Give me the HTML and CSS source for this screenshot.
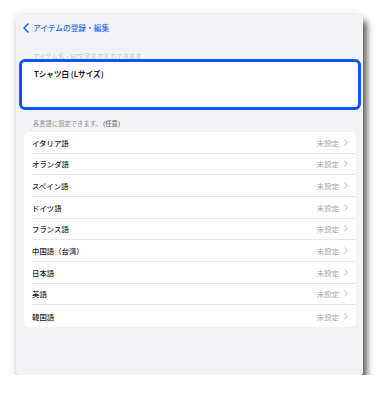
FILE: index.html
```html
<!DOCTYPE html>
<html lang="ja">
<head>
    <meta charset="UTF-8">
    <meta name="viewport" content="width=device-width, initial-scale=1.0">
    <title>アイテムの登録・編集</title>
    <link rel="stylesheet" href="styles.css">
</head>
<body>
    <div class="window">
        <div class="nav">
            <svg class="back" width="6" height="10" viewBox="0 0 6 10">
                <path d="M5 1 L1 5 L5 9" fill="none" stroke="#1f6ff0" stroke-width="1.6" stroke-linecap="round" stroke-linejoin="round"/>
            </svg>
            <span class="nav-title">アイテムの登録・編集</span>
        </div>

        <div class="field-label">アイテム名・60文字まで入力できます</div>
        <div class="name-box">Tシャツ白 (Lサイズ)</div>

        <div class="section-note">各言語に設定できます。 <span class="optional">(任意)</span></div>
        <div class="lang-list">
            <div class="lang-row"><span class="lang">イタリア語</span><span class="state">未設定</span><svg class="chev" width="4" height="7" viewBox="0 0 4 7"><path d="M0.6 0.6 L3.3 3.5 L0.6 6.4" fill="none" stroke="#b4b4b9" stroke-width="0.9"/></svg></div>
            <div class="lang-row"><span class="lang">オランダ語</span><span class="state">未設定</span><svg class="chev" width="4" height="7" viewBox="0 0 4 7"><path d="M0.6 0.6 L3.3 3.5 L0.6 6.4" fill="none" stroke="#b4b4b9" stroke-width="0.9"/></svg></div>
            <div class="lang-row"><span class="lang">スペイン語</span><span class="state">未設定</span><svg class="chev" width="4" height="7" viewBox="0 0 4 7"><path d="M0.6 0.6 L3.3 3.5 L0.6 6.4" fill="none" stroke="#b4b4b9" stroke-width="0.9"/></svg></div>
            <div class="lang-row"><span class="lang">ドイツ語</span><span class="state">未設定</span><svg class="chev" width="4" height="7" viewBox="0 0 4 7"><path d="M0.6 0.6 L3.3 3.5 L0.6 6.4" fill="none" stroke="#b4b4b9" stroke-width="0.9"/></svg></div>
            <div class="lang-row"><span class="lang">フランス語</span><span class="state">未設定</span><svg class="chev" width="4" height="7" viewBox="0 0 4 7"><path d="M0.6 0.6 L3.3 3.5 L0.6 6.4" fill="none" stroke="#b4b4b9" stroke-width="0.9"/></svg></div>
            <div class="lang-row"><span class="lang">中国語（台湾）</span><span class="state">未設定</span><svg class="chev" width="4" height="7" viewBox="0 0 4 7"><path d="M0.6 0.6 L3.3 3.5 L0.6 6.4" fill="none" stroke="#b4b4b9" stroke-width="0.9"/></svg></div>
            <div class="lang-row"><span class="lang">日本語</span><span class="state">未設定</span><svg class="chev" width="4" height="7" viewBox="0 0 4 7"><path d="M0.6 0.6 L3.3 3.5 L0.6 6.4" fill="none" stroke="#b4b4b9" stroke-width="0.9"/></svg></div>
            <div class="lang-row"><span class="lang">英語</span><span class="state">未設定</span><svg class="chev" width="4" height="7" viewBox="0 0 4 7"><path d="M0.6 0.6 L3.3 3.5 L0.6 6.4" fill="none" stroke="#b4b4b9" stroke-width="0.9"/></svg></div>
            <div class="lang-row"><span class="lang">韓国語</span><span class="state">未設定</span><svg class="chev" width="4" height="7" viewBox="0 0 4 7"><path d="M0.6 0.6 L3.3 3.5 L0.6 6.4" fill="none" stroke="#b4b4b9" stroke-width="0.9"/></svg></div>
        </div>
    </div>
</body>
</html>
```

FILE: styles.css
```css
body {
    margin: 0;
    background: #ffffff;
    font-family: "Noto Sans CJK JP", "Noto Sans", sans-serif;
}
.window {
    margin: 15px 0 0 16px;
    width: 347px;
    height: 360px;
    background: #f2f2f7;
    border-radius: 3px;
    box-shadow: 4px 6px 6px rgba(0, 0, 0, 0.6), 0 0 8px rgba(0, 0, 0, 0.14);
    overflow: hidden;
}
.nav {
    height: 26px;
    display: flex;
    align-items: center;
    padding-left: 7px;
}
.back {
    display: block;
    margin-right: 4px;
}
.nav-title {
    color: #1f6ff0;
    font-size: 7.7px;
    font-weight: 500;
    line-height: 10px;
}
.field-label {
    height: 18px;
    overflow: hidden;
    box-sizing: border-box;
    padding: 10.5px 0 0 17px;
    font-size: 6.4px;
    line-height: 10px;
    color: #c6c6cb;
}
.name-box {
    margin: 0 2px 0 3px;
    height: 51px;
    box-sizing: border-box;
    border: 3.8px solid #0a55ff;
    border-radius: 6px;
    background: #ffffff;
    padding: 6px 0 0 12px;
    font-size: 7.6px;
    font-weight: 700;
    line-height: 11px;
    color: #1c1c1e;
}
.section-note {
    height: 22px;
    box-sizing: border-box;
    padding: 9px 0 0 17px;
    font-size: 6.3px;
    line-height: 10px;
    color: #8e8e93;
}
.optional {
    color: #6c6c70;
    font-weight: 500;
}
.lang-list {
    margin: 0 7px 0 8px;
    background: #ffffff;
    border-radius: 5px;
    padding-left: 8px;
}
.lang-row {
    height: 21.67px;
    box-sizing: border-box;
    display: flex;
    align-items: center;
    padding-right: 8px;
    border-bottom: 1px solid #e6e6eb;
}
.lang-row:last-child {
    border-bottom: none;
}
.lang {
    flex: 1;
    font-size: 7.4px;
    font-weight: 500;
    color: #1c1c1e;
}
.state {
    font-size: 7.4px;
    color: #a8a8ad;
    margin-right: 5px;
}
.chev {
    display: block;
}
```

───

Make an exact copy of the data above, pictures excluded.

Give me the HTML and CSS source for this screenshot.
FILE: index.html
```html
<!DOCTYPE html>
<html lang="ja">
<head>
    <meta charset="UTF-8">
    <meta name="viewport" content="width=device-width, initial-scale=1.0">
    <title>アイテムの登録・編集</title>
    <link rel="stylesheet" href="styles.css">
</head>
<body>
    <div class="window">
        <div class="nav">
            <svg class="back" width="6" height="10" viewBox="0 0 6 10">
                <path d="M5 1 L1 5 L5 9" fill="none" stroke="#1f6ff0" stroke-width="1.6" stroke-linecap="round" stroke-linejoin="round"/>
            </svg>
            <span class="nav-title">アイテムの登録・編集</span>
        </div>

        <div class="field-label">アイテム名・60文字まで入力できます</div>
        <div class="name-box">Tシャツ白 (Lサイズ)</div>

        <div class="section-note">各言語に設定できます。 <span class="optional">(任意)</span></div>
        <div class="lang-list">
            <div class="lang-row"><span class="lang">イタリア語</span><span class="state">未設定</span><svg class="chev" width="4" height="7" viewBox="0 0 4 7"><path d="M0.6 0.6 L3.3 3.5 L0.6 6.4" fill="none" stroke="#b4b4b9" stroke-width="0.9"/></svg></div>
            <div class="lang-row"><span class="lang">オランダ語</span><span class="state">未設定</span><svg class="chev" width="4" height="7" viewBox="0 0 4 7"><path d="M0.6 0.6 L3.3 3.5 L0.6 6.4" fill="none" stroke="#b4b4b9" stroke-width="0.9"/></svg></div>
            <div class="lang-row"><span class="lang">スペイン語</span><span class="state">未設定</span><svg class="chev" width="4" height="7" viewBox="0 0 4 7"><path d="M0.6 0.6 L3.3 3.5 L0.6 6.4" fill="none" stroke="#b4b4b9" stroke-width="0.9"/></svg></div>
            <div class="lang-row"><span class="lang">ドイツ語</span><span class="state">未設定</span><svg class="chev" width="4" height="7" viewBox="0 0 4 7"><path d="M0.6 0.6 L3.3 3.5 L0.6 6.4" fill="none" stroke="#b4b4b9" stroke-width="0.9"/></svg></div>
            <div class="lang-row"><span class="lang">フランス語</span><span class="state">未設定</span><svg class="chev" width="4" height="7" viewBox="0 0 4 7"><path d="M0.6 0.6 L3.3 3.5 L0.6 6.4" fill="none" stroke="#b4b4b9" stroke-width="0.9"/></svg></div>
            <div class="lang-row"><span class="lang">中国語（台湾）</span><span class="state">未設定</span><svg class="chev" width="4" height="7" viewBox="0 0 4 7"><path d="M0.6 0.6 L3.3 3.5 L0.6 6.4" fill="none" stroke="#b4b4b9" stroke-width="0.9"/></svg></div>
            <div class="lang-row"><span class="lang">日本語</span><span class="state">未設定</span><svg class="chev" width="4" height="7" viewBox="0 0 4 7"><path d="M0.6 0.6 L3.3 3.5 L0.6 6.4" fill="none" stroke="#b4b4b9" stroke-width="0.9"/></svg></div>
            <div class="lang-row"><span class="lang">英語</span><span class="state">未設定</span><svg class="chev" width="4" height="7" viewBox="0 0 4 7"><path d="M0.6 0.6 L3.3 3.5 L0.6 6.4" fill="none" stroke="#b4b4b9" stroke-width="0.9"/></svg></div>
            <div class="lang-row"><span class="lang">韓国語</span><span class="state">未設定</span><svg class="chev" width="4" height="7" viewBox="0 0 4 7"><path d="M0.6 0.6 L3.3 3.5 L0.6 6.4" fill="none" stroke="#b4b4b9" stroke-width="0.9"/></svg></div>
        </div>
    </div>
</body>
</html>
```

FILE: styles.css
```css
body {
    margin: 0;
    background: #ffffff;
    font-family: "Noto Sans CJK JP", "Noto Sans", sans-serif;
}
.window {
    margin: 15px 0 0 16px;
    width: 347px;
    height: 360px;
    background: #f2f2f7;
    border-radius: 3px;
    box-shadow: 4px 6px 6px rgba(0, 0, 0, 0.6), 0 0 8px rgba(0, 0, 0, 0.14);
    overflow: hidden;
}
.nav {
    height: 26px;
    display: flex;
    align-items: center;
    padding-left: 7px;
}
.back {
    display: block;
    margin-right: 4px;
}
.nav-title {
    color: #1f6ff0;
    font-size: 7.7px;
    font-weight: 500;
    line-height: 10px;
}
.field-label {
    height: 18px;
    overflow: hidden;
    box-sizing: border-box;
    padding: 10.5px 0 0 17px;
    font-size: 6.4px;
    line-height: 10px;
    color: #c6c6cb;
}
.name-box {
    margin: 0 2px 0 3px;
    height: 51px;
    box-sizing: border-box;
    border: 3.8px solid #0a55ff;
    border-radius: 6px;
    background: #ffffff;
    padding: 6px 0 0 12px;
    font-size: 7.6px;
    font-weight: 700;
    line-height: 11px;
    color: #1c1c1e;
}
.section-note {
    height: 22px;
    box-sizing: border-box;
    padding: 9px 0 0 17px;
    font-size: 6.3px;
    line-height: 10px;
    color: #8e8e93;
}
.optional {
    color: #6c6c70;
    font-weight: 500;
}
.lang-list {
    margin: 0 7px 0 8px;
    background: #ffffff;
    border-radius: 5px;
    padding-left: 8px;
}
.lang-row {
    height: 21.67px;
    box-sizing: border-box;
    display: flex;
    align-items: center;
    padding-right: 8px;
    border-bottom: 1px solid #e6e6eb;
}
.lang-row:last-child {
    border-bottom: none;
}
.lang {
    flex: 1;
    font-size: 7.4px;
    font-weight: 500;
    color: #1c1c1e;
}
.state {
    font-size: 7.4px;
    color: #a8a8ad;
    margin-right: 5px;
}
.chev {
    display: block;
}
```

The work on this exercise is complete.